En plus, en réussissant à faire de Simons un allié dans sa cause, il a illustré le consensus sur la question et atténué son image de parti radical.
Le gouvernement Couillard, pour sa part, y a vu une occasion de montrer qu’il pouvait défendre les intérêts du Québec.
Qu’il ait fait encore preuve de volontarisme hier avec son plan en 14 points n’est pas étonnant.
Pour forcer le jeu, Québec est même prêt à percevoir la TPS sur les services numériques, comme le lui impose la loi, même si Ottawa recevrait des sommes qu’il n’a pas sollicitées !
Tentation « unitariste »
Cette fermeté tranche avec les thèses unitaristes (favorables à un État unitaire canadien) soutenues par le même gouvernement Couillard, au début de son mandat, en 2014 et en 2015.
À l’époque, il ne manquait pas une occasion pour envoyer le signal que le Québec devait se faire hara-kiri sur le plan fiscal en abandonnant au fédéral en tout ou en partie la perception des taxes et impôts.
En août 2015, après le dépôt du deuxième rapport Robillard sur la révision des programmes, le président du Conseil du trésor de l’époque, Martin Coiteux, n’avait pas caché ses tentations.
Dans le passé, nombre de libéraux, péquistes, adéquistes, caquistes ont réclamé que les Québécois ne remplissent qu’une seule déclaration d’impôt, celle du Québec.

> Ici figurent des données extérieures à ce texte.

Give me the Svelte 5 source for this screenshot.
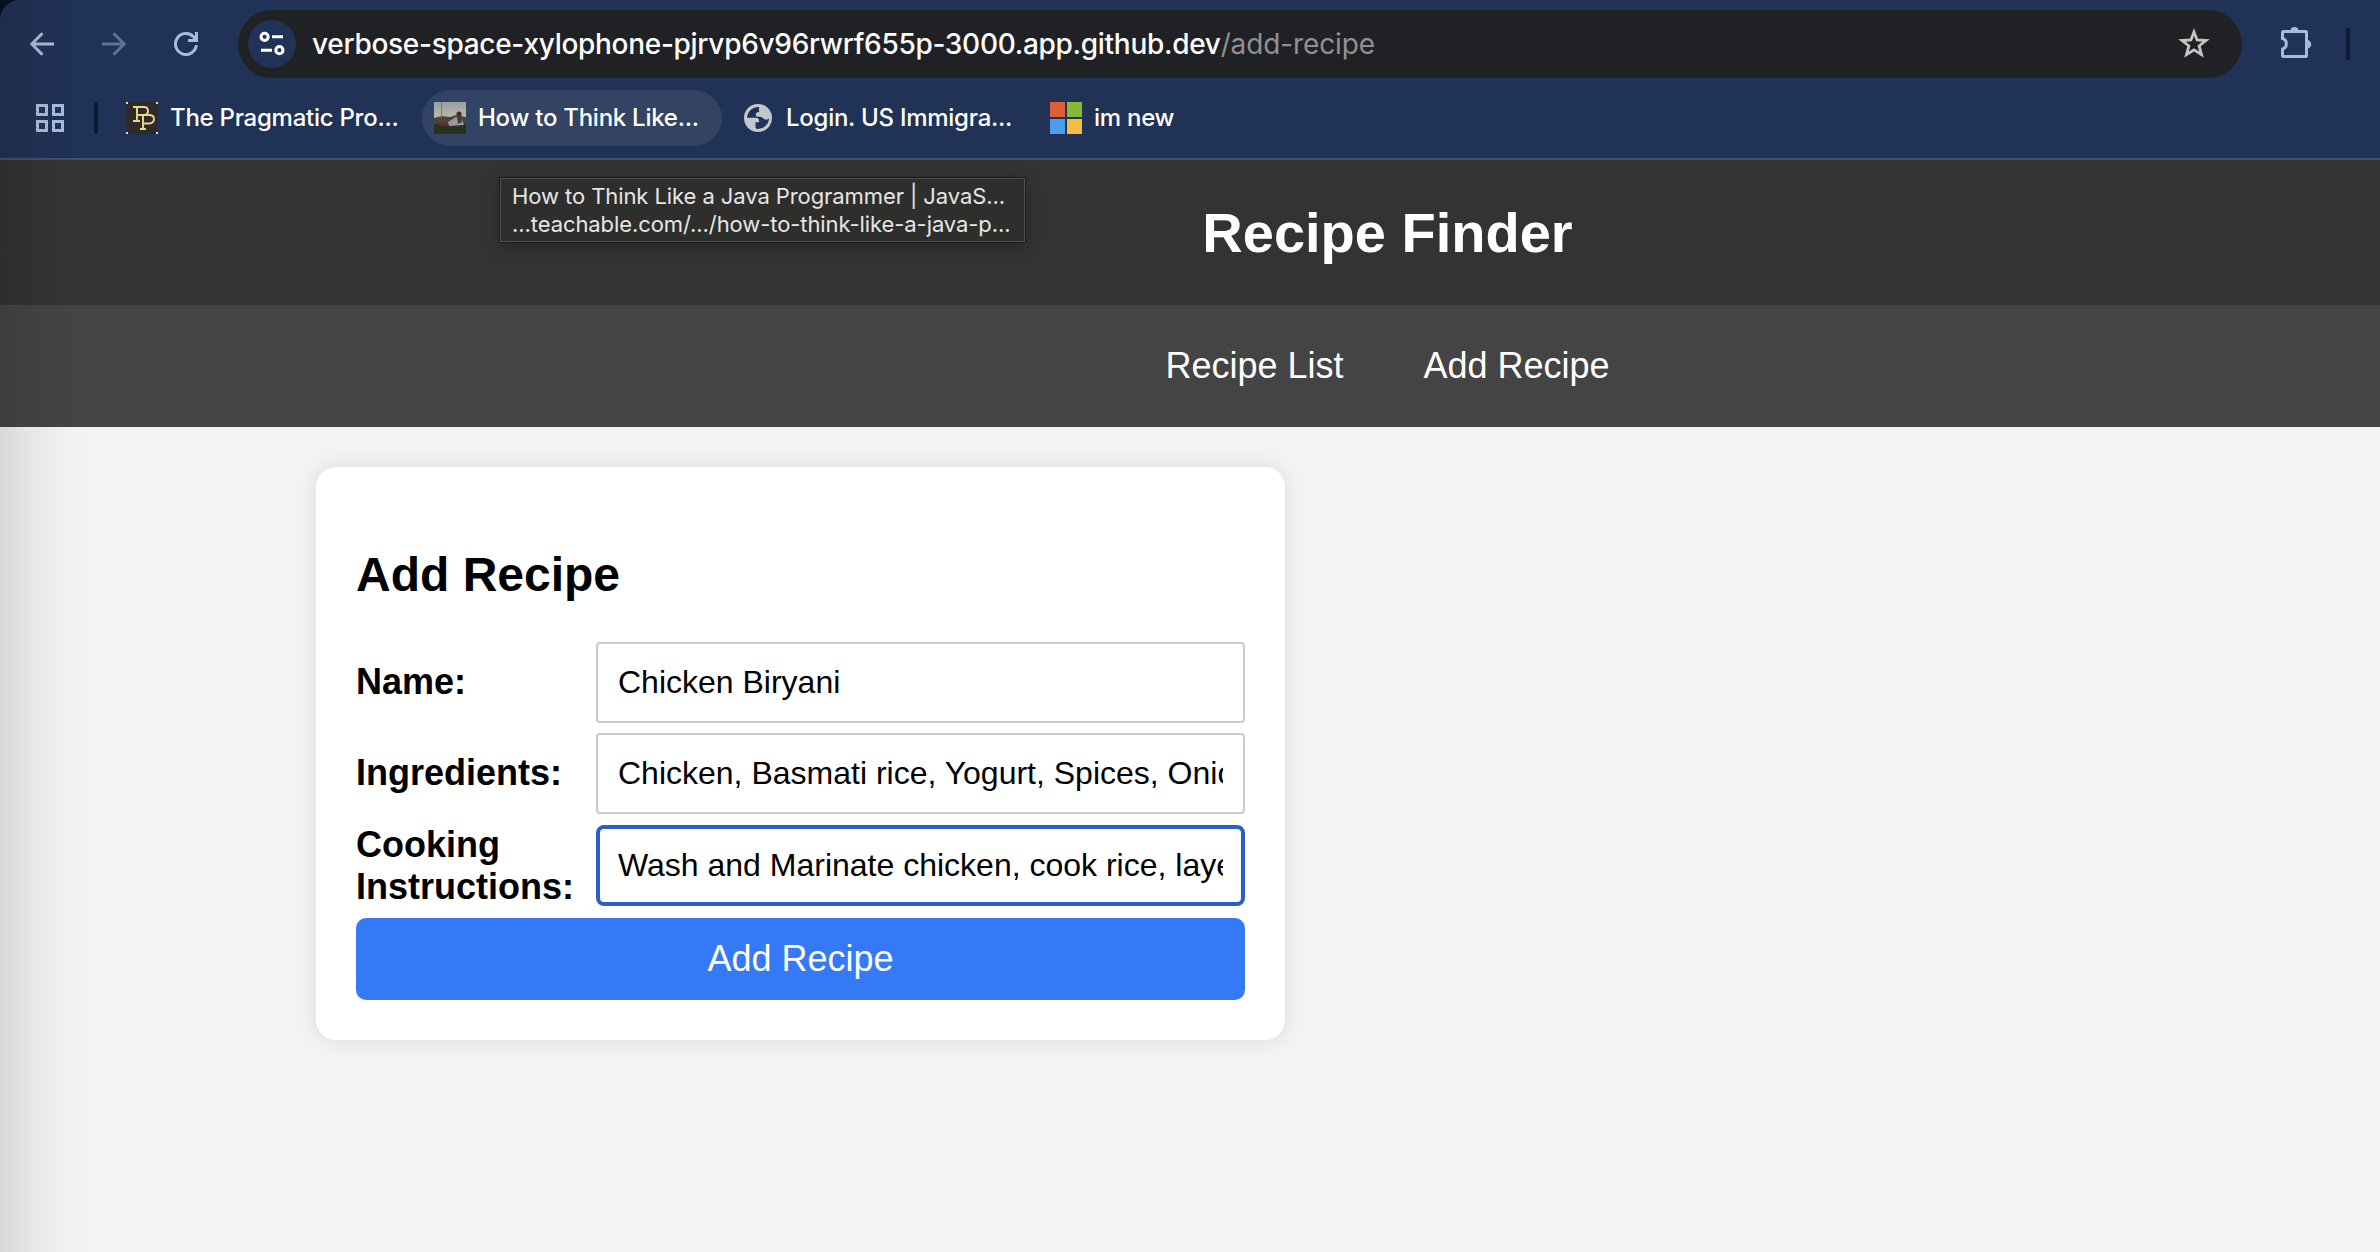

Le gouvernement Couillard, lui, songeait au contraire à presque tout confier à Ottawa !
« Il ne faut pas être dogmatique. Ça ne veut pas dire que tous les impôts doivent être perçus d’une seule et unique façon. Ça ne veut pas dire qu’on a toujours, dans chacun des cas, le meilleur percepteur », déclarait Martin Coiteux.
Ce dernier insistait : abandonner la perception, ce n’était pas nécessairement perdre toute notre « autonomie fiscale ».
Or, hier, j’ai posé la question à Carlos Leitao : et si la recommandation Robillard avait été appliquée, « qu’est-ce qui en serait aujourd’hui de la possibilité pour le Québec de faire des choix » comme ceux qu’il propose ?
Sa réponse fut limpide : « On ne serait pas ici en train de discuter de ces enjeux-là. »
On a beau abhorrer taxes et impôts (comme mon ami Michel Hébert), le fait que Québec puisse les percevoir – entre autres grâce à Duplessis en 1954 et Bourassa en 1992 – donne à notre gouvernement national québécois, dans cette fédération (j’insiste, ce n’est pas un pays unitaire), une latitude pour faire certains choix clés.
Heureusement que le gouvernement Couillard a finalement renoncé à la doctrine unitariste de Martin Coiteux et de Lucienne Robillard.
Le Québec y aurait perdu en autonomie. Et le gouvernement Couillard ne pourrait pas engager aujourd’hui avec Ottawa une belle bataille... qui lui permet de se redonner à peu de frais un vernis nationaliste.
La citation de la semaine
« Tout discours anti-immigration au Québec est un discours qui nuit à l’économie du Québec, qui nuit à la prospérité »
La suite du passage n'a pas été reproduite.